HIST-485-A: Jr/Sr Sem: Colonialism in Asia
Brian Caton
This semester's seminar will explore the field of colonialism in Asian history. The first part of the course students will read some of the most important scholarship that has defined the terms and questions of the field, e.g. direct or indirect rule, gender, Orientalism, and mission civilatrice. While developing a research project in a case of their choice, students will read examples of the historiographical schools in which colonial Asian history has been written, e.g. dependency theory, the Annales school, and Subaltern Studies.
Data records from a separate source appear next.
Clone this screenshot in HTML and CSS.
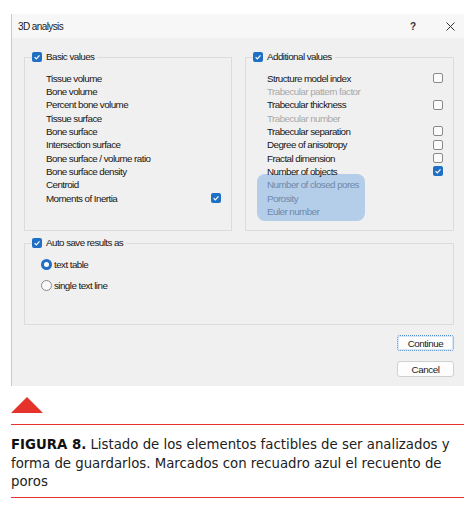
FILE: index.html
```html
<!DOCTYPE html>
<html>
<head>
<meta charset="utf-8">
<link rel="stylesheet" href="styles.css">
</head>
<body>
<div class="dialog">
  <div class="titlebar">
    <span class="title">3D analysis</span>
    <span class="help">?</span>
    <span class="close"><svg width="9" height="9" viewBox="0 0 9 9"><path d="M0.5 0.5 L8.5 8.5 M8.5 0.5 L0.5 8.5" stroke="#333" stroke-width="1" fill="none"/></svg></span>
  </div>
  <div class="content">
    <div class="top-row">
      <div class="group">
        <div class="legend"><span class="cb checked"><svg viewBox="0 0 10 10"><path d="M2.6 5.2 L4.3 6.9 L7.5 3.4" stroke="#fff" stroke-width="1.2" fill="none"/></svg></span><span>Basic values</span></div>
        <div class="list">
          <div class="row"><span>Tissue volume</span></div>
          <div class="row"><span>Bone volume</span></div>
          <div class="row"><span>Percent bone volume</span></div>
          <div class="row"><span>Tissue surface</span></div>
          <div class="row"><span>Bone surface</span></div>
          <div class="row"><span>Intersection surface</span></div>
          <div class="row"><span>Bone surface / volume ratio</span></div>
          <div class="row"><span>Bone surface density</span></div>
          <div class="row"><span>Centroid</span></div>
          <div class="row"><span>Moments of Inertia</span><span class="cb checked"><svg viewBox="0 0 10 10"><path d="M2.6 5.2 L4.3 6.9 L7.5 3.4" stroke="#fff" stroke-width="1.2" fill="none"/></svg></span></div>
        </div>
      </div>
      <div class="group">
        <div class="legend"><span class="cb checked"><svg viewBox="0 0 10 10"><path d="M2.6 5.2 L4.3 6.9 L7.5 3.4" stroke="#fff" stroke-width="1.2" fill="none"/></svg></span><span>Additional values</span></div>
        <div class="list">
          <div class="highlight"></div>
          <div class="row"><span>Structure model index</span><span class="cb"></span></div>
          <div class="row disabled"><span>Trabecular pattern factor</span></div>
          <div class="row"><span>Trabecular thickness</span><span class="cb"></span></div>
          <div class="row disabled"><span>Trabecular number</span></div>
          <div class="row"><span>Trabecular separation</span><span class="cb"></span></div>
          <div class="row"><span>Degree of anisotropy</span><span class="cb"></span></div>
          <div class="row"><span>Fractal dimension</span><span class="cb"></span></div>
          <div class="row"><span>Number of objects</span><span class="cb checked"><svg viewBox="0 0 10 10"><path d="M2.6 5.2 L4.3 6.9 L7.5 3.4" stroke="#fff" stroke-width="1.2" fill="none"/></svg></span></div>
          <div class="row marked"><span>Number of closed pores</span></div>
          <div class="row marked"><span>Porosity</span></div>
          <div class="row marked"><span>Euler number</span></div>
        </div>
      </div>
    </div>
    <div class="group autosave">
      <div class="legend"><span class="cb checked"><svg viewBox="0 0 10 10"><path d="M2.6 5.2 L4.3 6.9 L7.5 3.4" stroke="#fff" stroke-width="1.2" fill="none"/></svg></span><span>Auto save results as</span></div>
      <div class="radios">
        <div class="radio-row"><span class="radio on"></span><span>text table</span></div>
        <div class="radio-row"><span class="radio"></span><span>single text line</span></div>
      </div>
    </div>
    <div class="buttons">
      <div class="btn focus">Continue</div>
      <div class="btn">Cancel</div>
    </div>
  </div>
</div>
<div class="figure">
  <svg class="triangle" width="32" height="16" viewBox="0 0 32 16"><polygon points="16,0 32,16 0,16" fill="#e5322a"/></svg>
  <p class="caption"><b>FIGURA 8.</b> Listado de los elementos factibles de ser analizados y<br>forma de guardarlos. Marcados con recuadro azul el recuento de<br>poros</p>
</div>
</body>
</html>
```

FILE: styles.css
```css
body {
  margin: 0;
  background: #ffffff;
  font-family: "Liberation Sans", Arial, sans-serif;
  color: #161616;
}

.dialog {
  margin: 14px 0 0 11px;
  width: 453px;
  box-sizing: border-box;
  background: #f0f0f0;
  border-left: 1px solid #c9c9c9;
  display: flex;
  flex-direction: column;
}

.titlebar {
  height: 24px;
  display: flex;
  align-items: center;
  background: #f7f7f7;
  padding: 0 9px 0 6px;
  font-size: 10px;
  letter-spacing: -0.6px;
  color: #1a1a1a;
}

.title {
  flex: 1;
}

.help {
  font-weight: bold;
  font-size: 10px;
  letter-spacing: 0;
  color: #333;
  margin-right: 30px;
}

.close {
  display: flex;
}

.content {
  padding: 19px 10px 9px 12px;
  display: flex;
  flex-direction: column;
}

.top-row {
  display: grid;
  grid-template-columns: 208px 209px;
  column-gap: 13px;
}

.group {
  border: 1px solid #dcdcdc;
  padding: 0 10px 12px 21px;
}

.legend {
  display: flex;
  align-items: center;
  gap: 4px;
  width: max-content;
  height: 12px;
  margin: -7px 0 0 -14px;
  padding-right: 3px;
  background: #f0f0f0;
  font-size: 9.8px;
  letter-spacing: -0.55px;
  line-height: 12px;
}

.list {
  position: relative;
  margin-top: 8.35px;
}

.row {
  position: relative;
  height: 13.35px;
  display: flex;
  align-items: center;
  justify-content: space-between;
  font-size: 9.8px;
  letter-spacing: -0.55px;
  line-height: 13px;
  white-space: nowrap;
}

.row.disabled {
  color: #a9a9a9;
}

.row.marked {
  color: #6e8aac;
}

.highlight {
  position: absolute;
  left: -10px;
  top: 102.65px;
  width: 108px;
  height: 47px;
  background: #b4cde8;
  border-radius: 8px;
}

.cb {
  width: 10px;
  height: 10px;
  box-sizing: border-box;
  border-radius: 2px;
  border: 1px solid #8a8a8a;
  background: #fbfbfb;
  flex: none;
  display: flex;
}

.cb.checked {
  border: none;
  background: #1f6fc5;
}

.cb svg {
  width: 10px;
  height: 10px;
}

.autosave {
  margin-top: 12px;
  padding-bottom: 28px;
}

.radios {
  margin: 5px 0 0 -5px;
}

.radio-row {
  height: 21px;
  display: flex;
  align-items: center;
  gap: 2px;
  font-size: 9.8px;
  letter-spacing: -0.55px;
}

.radio {
  width: 11px;
  height: 11px;
  box-sizing: border-box;
  border-radius: 50%;
  border: 1px solid #8a8a8a;
  background: #fafafa;
}

.radio.on {
  border: 3.5px solid #1f6fc5;
  background: #ffffff;
}

.buttons {
  align-self: flex-end;
  margin-top: 10px;
  display: flex;
  flex-direction: column;
  gap: 10px;
}

.btn {
  width: 57px;
  height: 16px;
  box-sizing: border-box;
  border: 1px solid #d0d0d0;
  border-radius: 3px;
  background: #fdfdfd;
  font-size: 9.8px;
  letter-spacing: -0.45px;
  display: flex;
  align-items: center;
  justify-content: center;
  color: #1a1a1a;
}

.btn.focus {
  border: 1px dotted #4a86c8;
  box-shadow: inset 0 0 0 1px #d7e6f6;
}

.figure {
  margin: 11px 8px 0 11px;
}

.triangle {
  display: block;
}

.caption {
  margin: 11px 0 0 0;
  border-top: 1.5px solid #e5322a;
  border-bottom: 1.5px solid #e5322a;
  padding: 11px 0 5px 0;
  font-family: "DejaVu Sans", sans-serif;
  font-size: 13.3px;
  line-height: 18.5px;
  white-space: nowrap;
  color: #222;
}

.caption b {
  font-weight: bold;
  color: #111;
}
```
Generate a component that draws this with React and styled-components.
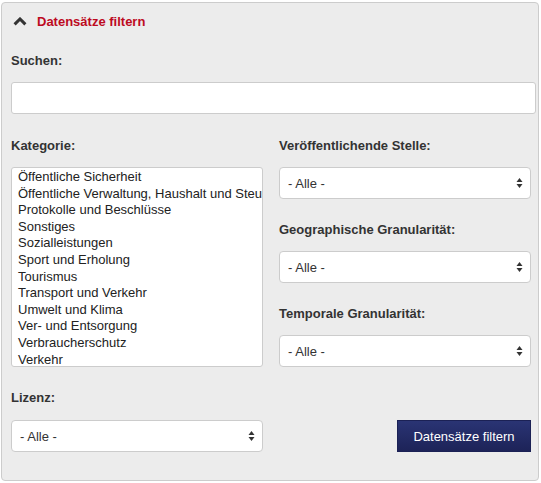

Students will produce a journal-length article and make an oral presentation of their research.
HIST-490-A: Senior Project
Projects build upon students' previous experience with scholarly research and include both a substantial piece of writing as well as an oral presentation of the findings. Senior projects will be written under the direction of the faculty member most appropriate to the research topic. Each student will make individual arrangements with that professor.